At the moment it's not looking altogether likely that Guillermo Del Toro's mecha-vs-monsters movie Pacific Rim is going to get a sequel - in fact, it might be argued that it doesn't really need one. Nonetheless, it's worth trying to ascertain whether or not Pacific Rim could be considered a financial success, since this could have implications for whether or not future new IPs receive a green light.
First of all, let's take a look at the broader picture. Pacific Rim currently occupies a pretty respectably tenth place in the list of highest-grossing movies of 2013 worldwide. The top four movies - Iron Man 3, Despicable Me 2, Fast and Furious 6 and Monsters University, respectively - are all sequels or prequels while the fifth, Man of Steel, is a reboot. The highest-ranking film based on a new IP is The Croods, coming in at sixth place, followed by novel adaptation World War Z in seventh place, Wizard of Oz prequel Oz the Great and Powerful in eighth place and another sequel, Star Trek Into Darkness, in ninth place.
It can sometimes be a little wearying to see theaters flooded with sequels, reboots and remakes, but if this list tells us anything it's that these kinds of movies do tend to make a lot of money. When audiences are familiar with the property and the characters, their likelihood of going to see another movie within a particular franchise increases. This certainly isn't universally true - the two highest-grossing movies are Avatar and Titanic, neither of which were sequels or reboots, and there have been plenty of sequels that did badly at the box office - but it does give studios a little pause for thought when it comes to greenlighting a movie like Pacific Rim.

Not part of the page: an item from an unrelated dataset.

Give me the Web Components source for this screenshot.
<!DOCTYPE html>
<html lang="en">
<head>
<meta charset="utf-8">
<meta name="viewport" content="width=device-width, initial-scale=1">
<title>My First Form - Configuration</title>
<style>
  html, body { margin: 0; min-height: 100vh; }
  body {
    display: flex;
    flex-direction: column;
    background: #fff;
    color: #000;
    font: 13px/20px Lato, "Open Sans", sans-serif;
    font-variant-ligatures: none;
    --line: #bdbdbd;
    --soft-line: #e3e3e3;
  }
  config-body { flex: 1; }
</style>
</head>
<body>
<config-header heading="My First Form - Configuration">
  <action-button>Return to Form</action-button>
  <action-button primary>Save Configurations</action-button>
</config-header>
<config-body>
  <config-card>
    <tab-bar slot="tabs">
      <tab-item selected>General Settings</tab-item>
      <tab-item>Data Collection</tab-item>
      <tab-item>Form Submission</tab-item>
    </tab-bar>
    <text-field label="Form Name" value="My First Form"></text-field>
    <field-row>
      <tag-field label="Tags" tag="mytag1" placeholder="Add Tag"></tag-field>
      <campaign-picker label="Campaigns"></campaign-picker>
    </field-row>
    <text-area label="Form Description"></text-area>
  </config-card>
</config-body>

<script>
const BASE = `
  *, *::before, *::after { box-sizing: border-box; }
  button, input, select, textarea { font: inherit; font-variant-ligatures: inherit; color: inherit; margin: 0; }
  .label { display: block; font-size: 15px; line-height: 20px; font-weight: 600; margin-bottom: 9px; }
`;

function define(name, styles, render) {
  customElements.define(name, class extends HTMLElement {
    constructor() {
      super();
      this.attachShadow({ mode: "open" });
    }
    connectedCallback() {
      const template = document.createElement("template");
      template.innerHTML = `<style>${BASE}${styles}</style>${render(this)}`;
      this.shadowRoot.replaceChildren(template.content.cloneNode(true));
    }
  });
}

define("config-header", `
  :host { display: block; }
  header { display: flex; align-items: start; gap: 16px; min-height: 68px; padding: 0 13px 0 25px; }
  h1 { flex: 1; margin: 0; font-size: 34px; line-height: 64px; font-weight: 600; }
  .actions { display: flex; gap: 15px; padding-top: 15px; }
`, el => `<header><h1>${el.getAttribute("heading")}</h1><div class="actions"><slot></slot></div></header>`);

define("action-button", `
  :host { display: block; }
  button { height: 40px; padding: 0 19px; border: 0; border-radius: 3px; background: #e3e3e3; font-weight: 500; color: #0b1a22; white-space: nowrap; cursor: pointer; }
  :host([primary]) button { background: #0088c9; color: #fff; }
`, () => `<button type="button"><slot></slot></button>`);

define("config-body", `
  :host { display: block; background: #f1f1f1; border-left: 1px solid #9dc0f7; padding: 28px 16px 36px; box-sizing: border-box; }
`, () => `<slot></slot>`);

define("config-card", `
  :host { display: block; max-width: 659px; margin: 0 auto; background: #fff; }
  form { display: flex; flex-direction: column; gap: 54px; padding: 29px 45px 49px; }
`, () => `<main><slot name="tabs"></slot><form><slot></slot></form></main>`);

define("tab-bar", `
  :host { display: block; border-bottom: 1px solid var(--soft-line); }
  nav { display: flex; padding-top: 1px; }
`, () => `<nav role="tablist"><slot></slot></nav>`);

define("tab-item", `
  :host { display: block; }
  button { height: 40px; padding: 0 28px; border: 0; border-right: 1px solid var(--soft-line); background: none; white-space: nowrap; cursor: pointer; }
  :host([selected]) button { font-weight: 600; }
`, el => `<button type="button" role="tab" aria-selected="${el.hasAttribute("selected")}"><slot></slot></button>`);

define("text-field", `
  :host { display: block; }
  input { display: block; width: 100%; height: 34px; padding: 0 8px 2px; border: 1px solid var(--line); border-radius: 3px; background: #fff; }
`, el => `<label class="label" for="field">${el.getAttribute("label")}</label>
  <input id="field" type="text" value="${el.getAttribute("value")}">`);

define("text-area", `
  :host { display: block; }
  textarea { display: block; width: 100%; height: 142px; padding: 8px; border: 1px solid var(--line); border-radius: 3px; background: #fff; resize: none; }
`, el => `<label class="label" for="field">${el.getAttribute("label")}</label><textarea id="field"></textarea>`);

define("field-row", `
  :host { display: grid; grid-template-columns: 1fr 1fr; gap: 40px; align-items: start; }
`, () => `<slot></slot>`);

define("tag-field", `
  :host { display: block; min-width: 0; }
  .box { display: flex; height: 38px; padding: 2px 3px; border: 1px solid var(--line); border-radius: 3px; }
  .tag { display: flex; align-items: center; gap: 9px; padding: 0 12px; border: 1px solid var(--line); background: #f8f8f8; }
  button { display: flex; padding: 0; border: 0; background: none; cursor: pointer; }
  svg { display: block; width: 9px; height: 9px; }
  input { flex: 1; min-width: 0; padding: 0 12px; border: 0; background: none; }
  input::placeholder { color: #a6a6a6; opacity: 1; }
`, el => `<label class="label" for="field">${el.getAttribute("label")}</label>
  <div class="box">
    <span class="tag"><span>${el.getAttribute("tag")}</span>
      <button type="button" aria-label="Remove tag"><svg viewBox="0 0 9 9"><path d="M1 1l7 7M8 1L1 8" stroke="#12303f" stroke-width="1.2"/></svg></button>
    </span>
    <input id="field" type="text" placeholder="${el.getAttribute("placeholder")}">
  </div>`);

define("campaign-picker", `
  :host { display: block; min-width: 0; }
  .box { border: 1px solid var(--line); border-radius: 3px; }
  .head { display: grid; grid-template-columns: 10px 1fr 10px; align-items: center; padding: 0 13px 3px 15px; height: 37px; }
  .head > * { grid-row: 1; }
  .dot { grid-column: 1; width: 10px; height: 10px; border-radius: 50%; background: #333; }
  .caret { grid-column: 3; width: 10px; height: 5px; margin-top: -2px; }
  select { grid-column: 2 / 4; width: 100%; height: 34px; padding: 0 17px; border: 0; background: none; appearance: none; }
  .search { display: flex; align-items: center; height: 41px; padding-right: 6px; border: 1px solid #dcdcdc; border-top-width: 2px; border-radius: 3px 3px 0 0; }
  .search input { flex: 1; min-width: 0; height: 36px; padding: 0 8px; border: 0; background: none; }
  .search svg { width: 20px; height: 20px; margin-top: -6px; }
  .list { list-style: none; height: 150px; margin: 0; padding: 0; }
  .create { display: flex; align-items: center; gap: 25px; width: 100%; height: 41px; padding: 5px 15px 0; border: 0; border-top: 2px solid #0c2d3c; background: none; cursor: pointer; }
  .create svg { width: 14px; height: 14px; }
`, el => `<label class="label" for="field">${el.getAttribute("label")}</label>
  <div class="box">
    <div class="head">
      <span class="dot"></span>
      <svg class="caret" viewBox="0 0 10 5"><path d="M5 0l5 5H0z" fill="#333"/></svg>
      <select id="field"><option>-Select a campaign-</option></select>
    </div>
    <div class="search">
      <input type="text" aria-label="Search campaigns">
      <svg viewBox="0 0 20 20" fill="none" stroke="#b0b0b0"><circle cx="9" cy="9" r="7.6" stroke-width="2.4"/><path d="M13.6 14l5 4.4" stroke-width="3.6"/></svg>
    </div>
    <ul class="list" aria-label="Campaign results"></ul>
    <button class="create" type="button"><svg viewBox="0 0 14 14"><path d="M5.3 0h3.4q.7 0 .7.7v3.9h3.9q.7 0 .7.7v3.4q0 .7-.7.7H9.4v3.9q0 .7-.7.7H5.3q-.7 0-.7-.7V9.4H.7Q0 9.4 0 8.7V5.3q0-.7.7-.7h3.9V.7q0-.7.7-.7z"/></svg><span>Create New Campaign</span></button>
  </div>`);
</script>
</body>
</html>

Del Toro's film has a lot of international appeal, thanks to the inclusion of Jaeger operators from all over the globe and cast members like Japanese actor Rinko Kikuchi and Brits like Idris Elba and Robert Kazinsky. The largest chunk of the box office take came from China, where the current gross is nearly $112 million, but that's followed closely by its domestic gross of over $101 million. The total take is over $407 million worldwide, a respectable profit considering Pacific Rim's $190 million budget and certainly enough to justify a sequel if Legendary Pictures and Del Toro decide to go ahead with one.

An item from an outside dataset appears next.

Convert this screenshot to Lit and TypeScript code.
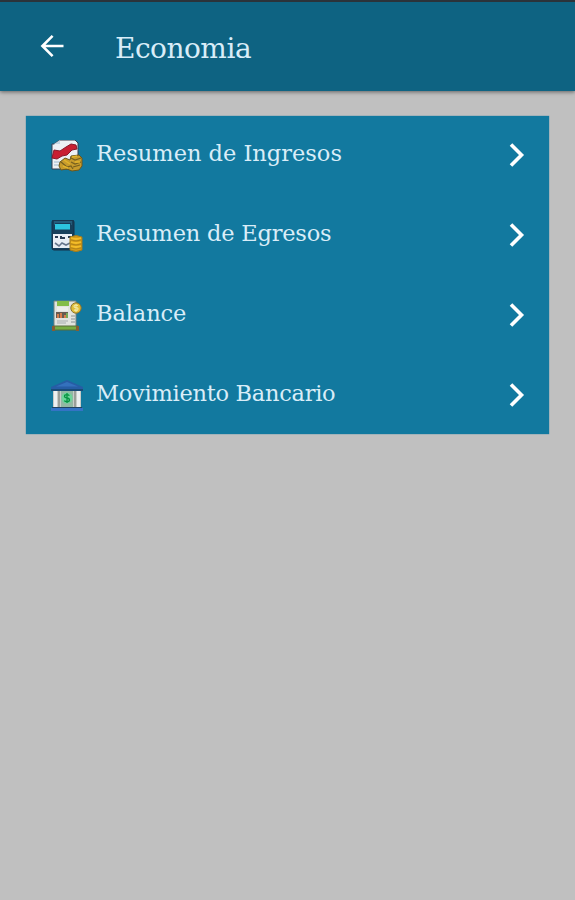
import { LitElement, html, css, svg } from "lit";
import { customElement } from "lit/decorators.js";
import { styleMap } from "lit/directives/style-map.js";

const report = svg`
  <path d="M3 4 9 0h15l3 3v26H1V4z" fill="#edf0f5" stroke="#343d50" stroke-width="1"/>
  <path d="M3 4h6V0" fill="#c4d6e3"/>
  <path d="m3 10 6 1 6-4 5-3 5 1 1 4-5 1-5 5-5 1-5 3-5-1z" fill="#c91e32" stroke="#88182b"/>
  <path d="M3 22h7M3 25h6" stroke="#b6c9da" stroke-width="1.5"/>
  <path d="m9 22 5-4 5 2 1-4 8-1 3 3v8l-3 4-7 1-5-2-6 1-2-4z" fill="#c79b2c" stroke="#6c561b"/>
  <path d="m10 22 6 5 4-1 2 3M20 18l4 2 6-2M20 22l4 2 6-2M22 27l7-2" fill="none" stroke="#76601f" stroke-width="1.2"/>
  <path d="m13 20 6 4M21 17l5-1M12 26l5 2M24 22h5" stroke="#e2b52c" stroke-width="1.5"/>`;

const calculator = svg`
  <rect x="1" y="0" width="22" height="30" rx="2" fill="#163f5b" stroke="#173149"/>
  <path d="M3 2h18M3 4h1M20 4h1" stroke="#347b9b"/>
  <rect x="4" y="4" width="15" height="5.5" fill="#2cc5df"/>
  <path d="M2 14h19v14H2z" fill="#e7edf4"/>
  <path d="M4 17h3M10 16v2h4M17 17h3" stroke="#293b52" stroke-width="2" fill="none"/>
  <path d="m4 23 4 3 3-3 4 2 4-2" fill="none" stroke="#65758b" stroke-width="1.6"/>
  <path d="M19 17q6-3 12 0v13q-6 3-12 0z" fill="#d69b17" stroke="#a17a1e"/>
  <path d="M20 18q5 2 10 0M20 22q5 2 10 0M20 26q5 2 10 0" fill="none" stroke="#f3bd29" stroke-width="1.8"/>
  <path d="M20 20q5 2 10 0M20 24q5 2 10 0M20 28q5 2 10 0" fill="none" stroke="#a97e19" stroke-width=".8"/>`;

const balance = svg`
  <path d="M3 1h22v28H3z" fill="#e1e3df" stroke="#75817e"/>
  <path d="M6 1h12v5H6z" fill="#83bd49"/>
  <path d="M6 8h11M6 10h11" stroke="#f8f8f5"/>
  <path d="M5 12h12v6H5z" fill="#665b51"/>
  <path d="M7 18v-4M10 18v-5M14 18v-3" stroke="#d57c4c" stroke-width="2"/>
  <path d="M16 13v5" stroke="#75a957" stroke-width="2"/>
  <path d="M6 21h11M6 23h9" stroke="#a7adaf"/>
  <path d="M20 16h4M20 19h4M20 22h4" stroke="#889294"/>
  <path d="M2 26h25v4H2z" fill="#77ad43" stroke="#596c3a"/>
  <path d="M1 26h3v5H1zM25 26h3v5h-3z" fill="#865d35"/>
  <circle cx="25" cy="8" r="5.2" fill="#dfbd38" stroke="#8a7431"/>
  <path d="M27 5.5q-4-1-4 1 0 1 2 1.2 3 .4 1.6 2.2-1.3 1-3.6 0M25 4v8" fill="none" stroke="#f1e9a2" stroke-width="1.2"/>`;

const bank = svg`
  <path d="M2 10h28v18H2z" fill="#c8cbc8"/>
  <path d="M3 10h3v17H3zM26 10h3v17h-3z" fill="#edf0f1"/>
  <path d="M7 10h2v17H7zM23 10h2v17h-2z" fill="#9a9f99"/>
  <path d="M10 11h12v16H10z" fill="#92b8a3"/>
  <path d="M0 7 16 0l16 7v2H0z" fill="#265da5"/>
  <path d="M5 6.5 16 2l11 4.5z" fill="#3471bd"/>
  <path d="M0 9h32v2H0z" fill="#194b78"/>
  <path d="M1 27h30v1H1z" fill="#214362"/>
  <path d="M0 28h32v3H0z" fill="#3473c5"/>
  <circle cx="16" cy="18" r="5.5" fill="#6dd59b"/>
  <path d="M18.4 15.6q-1-1-2.6-1-2.3 0-2.3 1.7 0 1.4 2.5 1.7 2.5.4 2.5 1.9 0 1.7-2.5 1.7-1.8 0-2.8-1M16 13v10" fill="none" stroke="#079342" stroke-width="1.3"/>`;

const entries = [
  { label: "Resumen de Ingresos", icon: report, tracking: 0 },
  { label: "Resumen de Egresos", icon: calculator, tracking: -0.2 },
  { label: "Balance", icon: balance, tracking: -0.1 },
  { label: "Movimiento Bancario", icon: bank, tracking: -0.27 },
];

@customElement("app-root")
export class AppRoot extends LitElement {
  static styles = css`
    :host {
      display: block;
      height: 900px;
      overflow: hidden;
      background: #c0c0c0;
      color: #d9edf8;
      font-family: "DejaVu Serif", serif;
    }
    .bar {
      box-sizing: border-box;
      height: 91px;
      border-top: 2px solid #2b333a;
      background: #0e6382;
      box-shadow: 0 1px 4px rgba(0, 0, 0, 0.5);
      display: flex;
      align-items: center;
      padding: 0 38px;
    }
    .back { display: block; width: 28px; height: 28px; margin-bottom: 2px; }
    .title {
      margin: 0 0 0 49px;
      font-size: 28px;
      line-height: 40px;
      font-weight: 400;
      letter-spacing: -0.5px;
      padding-top: 4px;
    }
    .menu {
      margin: 25px 26px 0;
      background: #12799f;
      box-shadow: 0 0 1px #12799f;
      height: 318px;
    }
    .row { display: flex; align-items: center; height: 80px; padding: 0 20px 0 25px; box-sizing: border-box; }
    .icon { width: 32px; height: 32px; flex: none; }
    .label {
      flex: 1;
      margin-left: 13px;
      font-size: 22.5px;
      line-height: 32px;
      white-space: nowrap;
      padding-bottom: 6px;
    }
    .arrow { width: 24px; height: 32px; flex: none; margin-bottom: 2px; }
  `;

  render() {
    return html`
      <header class="bar">
        <svg class="back" viewBox="0 0 28 28" fill="none" stroke="#fff" stroke-width="2.6">
          <path d="M25.5 14H5M14.6 3.8 4.4 14l10.2 10.2" />
        </svg>
        <h1 class="title">Economia</h1>
      </header>
      <nav class="menu">
        ${entries.map(
          (e) => html`<div class="row">
            <svg class="icon" viewBox="0 0 32 32">${e.icon}</svg>
            <span class="label" style=${styleMap({ letterSpacing: `${e.tracking}px` })}>${e.label}</span>
            <svg class="arrow" viewBox="0 0 24 32" fill="none" stroke="#fff" stroke-width="3.6">
              <path d="m6 5.5 10.5 10.5L6 26.5" />
            </svg>
          </div>`,
        )}
      </nav>
    `;
  }
}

As CBM has observed, this makes Pacific Rim the highest-grossing live-action movie based on a new IP of 2013 so far. That might be a little too long a title to fit on a trophy, but it's nonetheless a decent accomplishment considering that the movie had some worthy competition. Other movies that were beaten out for this title include Joseph Kosinski's sci-fi Oblivion, which starred Tom Cruise and Morgan Freeman, stage magician mystery Now You See Me, twin action flicks Olympus Has Fallen and White House Down, and Neill Blomkamp's recent release Elysium.

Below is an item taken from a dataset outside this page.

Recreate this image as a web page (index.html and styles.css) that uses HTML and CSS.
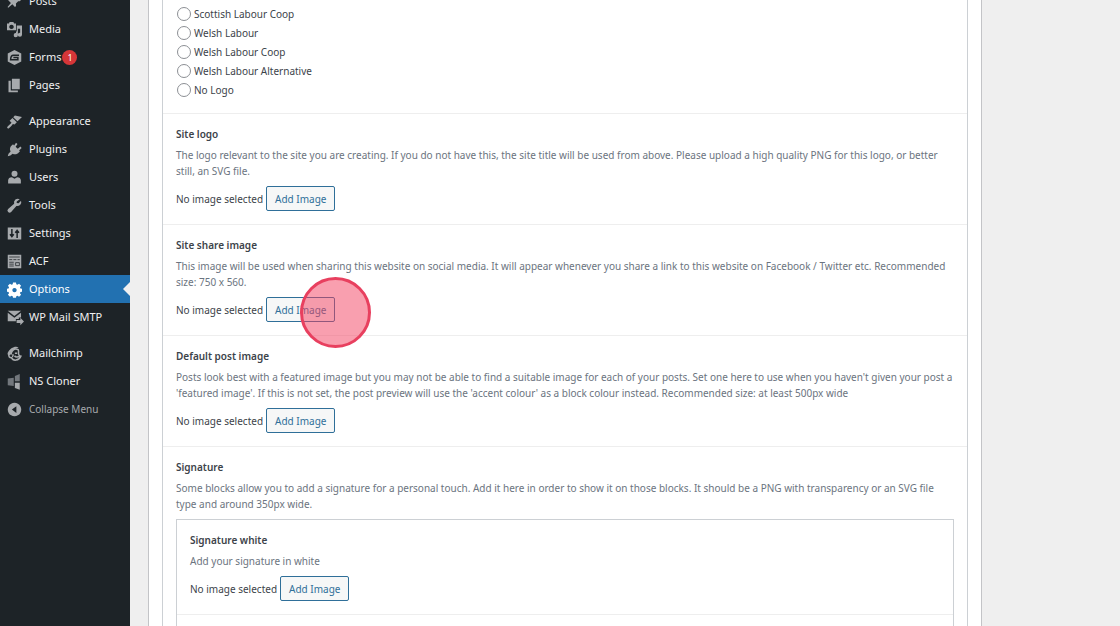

With all that in mind, it's pretty safe to call Pacific Rim a success for Del Toro. We already quizzed Screen Rant readers on the subject of whether they want to see more of the Kaiju and Jaegers in a Pacific Rim sequel, but now it's time for a more fundamental question: when you go to the theater, are you more likely to pick an interesting new IP or a sequel within a franchise that you already like?
Pacific Rim is out on DVD and Blu-ray from October 15th, 2013.